Liguria — Pasta & Primi Authority tier 1

Pansoti al Preboggiòn con Salsa di Noci

Ligurian Riviera di Levante and the hills above Genoa. The pasta dates to at least the 16th century; the use of wild forage greens reflects a Ligurian culture of subsistence cooking transformed into high tradition.

Pansoti — 'pot-bellied' pasta — are triangular filled pasta made without eggs, using a wine-and-water dough, stuffed with preboggiòn: a Ligurian forage mixture of wild herbs and greens (borage, chard, wild chervil, dandelion, nettle) bound with prescinseua curd and Parmigiano. Served with salsa di noci — a walnut sauce made in the mortar or food processor with walnuts, garlic, soaked bread, Parmigiano, marjoram, and olive oil. This is a complete Ligurian signature: wild forage, wine dough, walnut sauce.

The filling is herbaceous, slightly mineral from the wild greens, creamy from the curd — a flavour you associate with hillside and woodland, not garden. The walnut sauce is rich, slightly bitter, nutty, with marjoram sweetness. Together they are one of the most distinctive flavour profiles in Italian cooking.

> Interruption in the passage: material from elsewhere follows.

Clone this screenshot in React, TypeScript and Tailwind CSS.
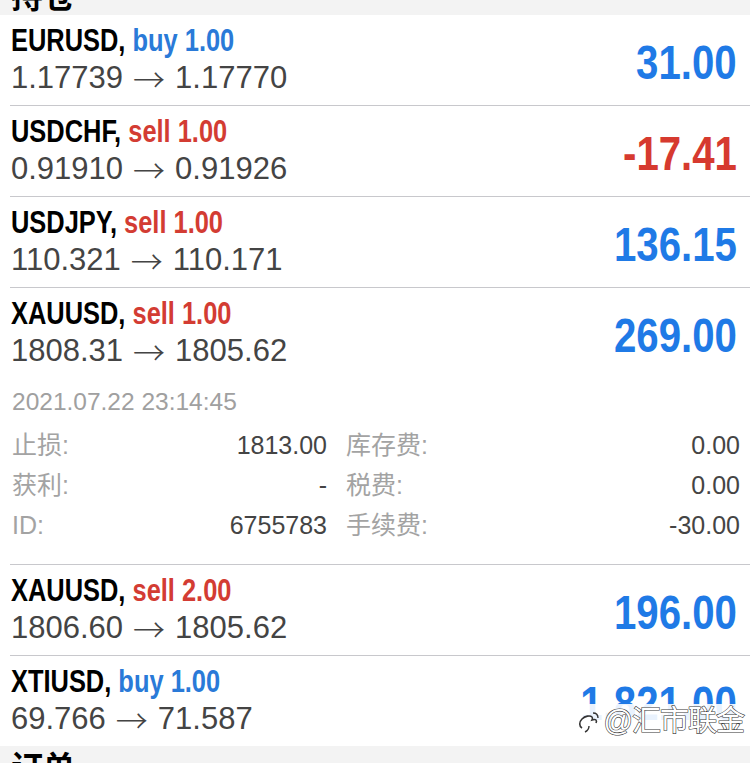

The dough uses white wine in place of eggs or water — the acidity tightens the gluten and gives the pasta a slightly ivory colour and more delicate texture. Preboggiòn is technically a specific mix of local wild greens — the key greens are borage (borago officinalis) for its slight cucumber flavour, chard, and chervil. The greens are blanched, squeezed very dry, and chopped fine before mixing with prescinseua (a fresh curd with slight acidity) or ricotta if unavailable. Salsa di noci: walnuts blanched to remove bitter skins, soaked bread for body, garlic, marjoram, olive oil — blended or mortaio-ground to a chunky cream.

If preboggiòn isn't achievable, the flavour principles can be replicated with 60% chard, 20% borage (if available), 10% chervil, 10% nettle — blanched and squeezed. The pasta should be made the same day and not dried. Pansoti are larger than tortellini — about 6cm across — and the 'pot-belly' shape comes from sealing the filling generously, not stretched thin.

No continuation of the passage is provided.